• Set problem: Your copy of the material must match it exactly, except that pictures are dropped.

• Material:
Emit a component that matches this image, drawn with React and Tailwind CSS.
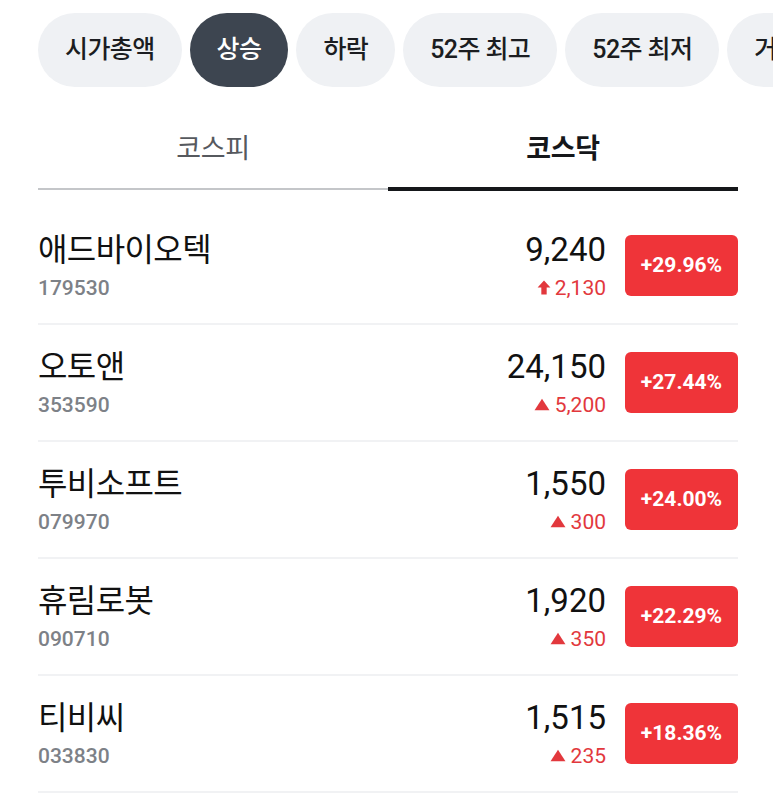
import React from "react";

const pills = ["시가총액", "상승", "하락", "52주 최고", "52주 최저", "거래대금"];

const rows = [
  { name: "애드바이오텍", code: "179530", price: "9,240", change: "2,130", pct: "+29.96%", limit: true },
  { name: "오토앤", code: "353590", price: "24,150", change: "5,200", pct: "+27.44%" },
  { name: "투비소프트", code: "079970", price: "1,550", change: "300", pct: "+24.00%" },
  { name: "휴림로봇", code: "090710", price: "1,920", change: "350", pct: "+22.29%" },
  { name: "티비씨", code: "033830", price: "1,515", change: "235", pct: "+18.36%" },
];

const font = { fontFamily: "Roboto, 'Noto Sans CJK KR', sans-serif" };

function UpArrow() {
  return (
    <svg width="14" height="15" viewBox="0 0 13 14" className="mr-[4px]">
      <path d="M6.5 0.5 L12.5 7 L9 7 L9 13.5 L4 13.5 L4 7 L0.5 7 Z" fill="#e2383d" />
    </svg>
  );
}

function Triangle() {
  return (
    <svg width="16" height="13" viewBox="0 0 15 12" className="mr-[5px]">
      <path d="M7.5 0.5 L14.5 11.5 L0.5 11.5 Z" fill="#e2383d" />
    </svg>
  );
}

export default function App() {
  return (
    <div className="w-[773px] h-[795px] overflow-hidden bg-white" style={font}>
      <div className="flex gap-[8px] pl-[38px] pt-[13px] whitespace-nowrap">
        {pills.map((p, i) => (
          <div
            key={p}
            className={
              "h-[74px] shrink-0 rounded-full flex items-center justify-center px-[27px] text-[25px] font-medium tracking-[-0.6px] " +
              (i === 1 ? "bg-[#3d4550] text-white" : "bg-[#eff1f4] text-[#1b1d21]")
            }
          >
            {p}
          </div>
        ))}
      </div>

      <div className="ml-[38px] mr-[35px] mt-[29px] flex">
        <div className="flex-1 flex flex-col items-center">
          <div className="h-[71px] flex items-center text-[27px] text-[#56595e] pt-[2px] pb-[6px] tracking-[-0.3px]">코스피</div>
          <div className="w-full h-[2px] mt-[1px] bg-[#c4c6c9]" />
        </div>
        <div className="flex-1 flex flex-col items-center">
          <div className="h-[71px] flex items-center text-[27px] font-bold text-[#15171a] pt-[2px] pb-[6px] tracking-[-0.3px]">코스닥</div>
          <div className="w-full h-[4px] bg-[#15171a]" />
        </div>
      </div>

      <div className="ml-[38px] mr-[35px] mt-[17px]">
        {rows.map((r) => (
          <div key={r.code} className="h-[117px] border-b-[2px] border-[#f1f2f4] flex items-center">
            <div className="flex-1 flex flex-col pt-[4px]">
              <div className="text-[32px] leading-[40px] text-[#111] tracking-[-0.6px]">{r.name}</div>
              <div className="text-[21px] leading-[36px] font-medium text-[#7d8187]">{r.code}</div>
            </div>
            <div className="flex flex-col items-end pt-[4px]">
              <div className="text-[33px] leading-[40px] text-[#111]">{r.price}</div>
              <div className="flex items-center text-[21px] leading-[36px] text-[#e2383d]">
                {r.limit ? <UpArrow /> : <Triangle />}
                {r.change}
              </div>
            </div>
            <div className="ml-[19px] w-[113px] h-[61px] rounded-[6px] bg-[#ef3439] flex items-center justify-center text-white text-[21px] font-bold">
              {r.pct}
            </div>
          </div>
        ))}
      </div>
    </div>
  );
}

• Complete output:
Emit a component that matches this image, drawn with React and Tailwind CSS.
import React from "react";

const pills = ["시가총액", "상승", "하락", "52주 최고", "52주 최저", "거래대금"];

const rows = [
  { name: "애드바이오텍", code: "179530", price: "9,240", change: "2,130", pct: "+29.96%", limit: true },
  { name: "오토앤", code: "353590", price: "24,150", change: "5,200", pct: "+27.44%" },
  { name: "투비소프트", code: "079970", price: "1,550", change: "300", pct: "+24.00%" },
  { name: "휴림로봇", code: "090710", price: "1,920", change: "350", pct: "+22.29%" },
  { name: "티비씨", code: "033830", price: "1,515", change: "235", pct: "+18.36%" },
];

const font = { fontFamily: "Roboto, 'Noto Sans CJK KR', sans-serif" };

function UpArrow() {
  return (
    <svg width="14" height="15" viewBox="0 0 13 14" className="mr-[4px]">
      <path d="M6.5 0.5 L12.5 7 L9 7 L9 13.5 L4 13.5 L4 7 L0.5 7 Z" fill="#e2383d" />
    </svg>
  );
}

function Triangle() {
  return (
    <svg width="16" height="13" viewBox="0 0 15 12" className="mr-[5px]">
      <path d="M7.5 0.5 L14.5 11.5 L0.5 11.5 Z" fill="#e2383d" />
    </svg>
  );
}

export default function App() {
  return (
    <div className="w-[773px] h-[795px] overflow-hidden bg-white" style={font}>
      <div className="flex gap-[8px] pl-[38px] pt-[13px] whitespace-nowrap">
        {pills.map((p, i) => (
          <div
            key={p}
            className={
              "h-[74px] shrink-0 rounded-full flex items-center justify-center px-[27px] text-[25px] font-medium tracking-[-0.6px] " +
              (i === 1 ? "bg-[#3d4550] text-white" : "bg-[#eff1f4] text-[#1b1d21]")
            }
          >
            {p}
          </div>
        ))}
      </div>

      <div className="ml-[38px] mr-[35px] mt-[29px] flex">
        <div className="flex-1 flex flex-col items-center">
          <div className="h-[71px] flex items-center text-[27px] text-[#56595e] pt-[2px] pb-[6px] tracking-[-0.3px]">코스피</div>
          <div className="w-full h-[2px] mt-[1px] bg-[#c4c6c9]" />
        </div>
        <div className="flex-1 flex flex-col items-center">
          <div className="h-[71px] flex items-center text-[27px] font-bold text-[#15171a] pt-[2px] pb-[6px] tracking-[-0.3px]">코스닥</div>
          <div className="w-full h-[4px] bg-[#15171a]" />
        </div>
      </div>

      <div className="ml-[38px] mr-[35px] mt-[17px]">
        {rows.map((r) => (
          <div key={r.code} className="h-[117px] border-b-[2px] border-[#f1f2f4] flex items-center">
            <div className="flex-1 flex flex-col pt-[4px]">
              <div className="text-[32px] leading-[40px] text-[#111] tracking-[-0.6px]">{r.name}</div>
              <div className="text-[21px] leading-[36px] font-medium text-[#7d8187]">{r.code}</div>
            </div>
            <div className="flex flex-col items-end pt-[4px]">
              <div className="text-[33px] leading-[40px] text-[#111]">{r.price}</div>
              <div className="flex items-center text-[21px] leading-[36px] text-[#e2383d]">
                {r.limit ? <UpArrow /> : <Triangle />}
                {r.change}
              </div>
            </div>
            <div className="ml-[19px] w-[113px] h-[61px] rounded-[6px] bg-[#ef3439] flex items-center justify-center text-white text-[21px] font-bold">
              {r.pct}
            </div>
          </div>
        ))}
      </div>
    </div>
  );
}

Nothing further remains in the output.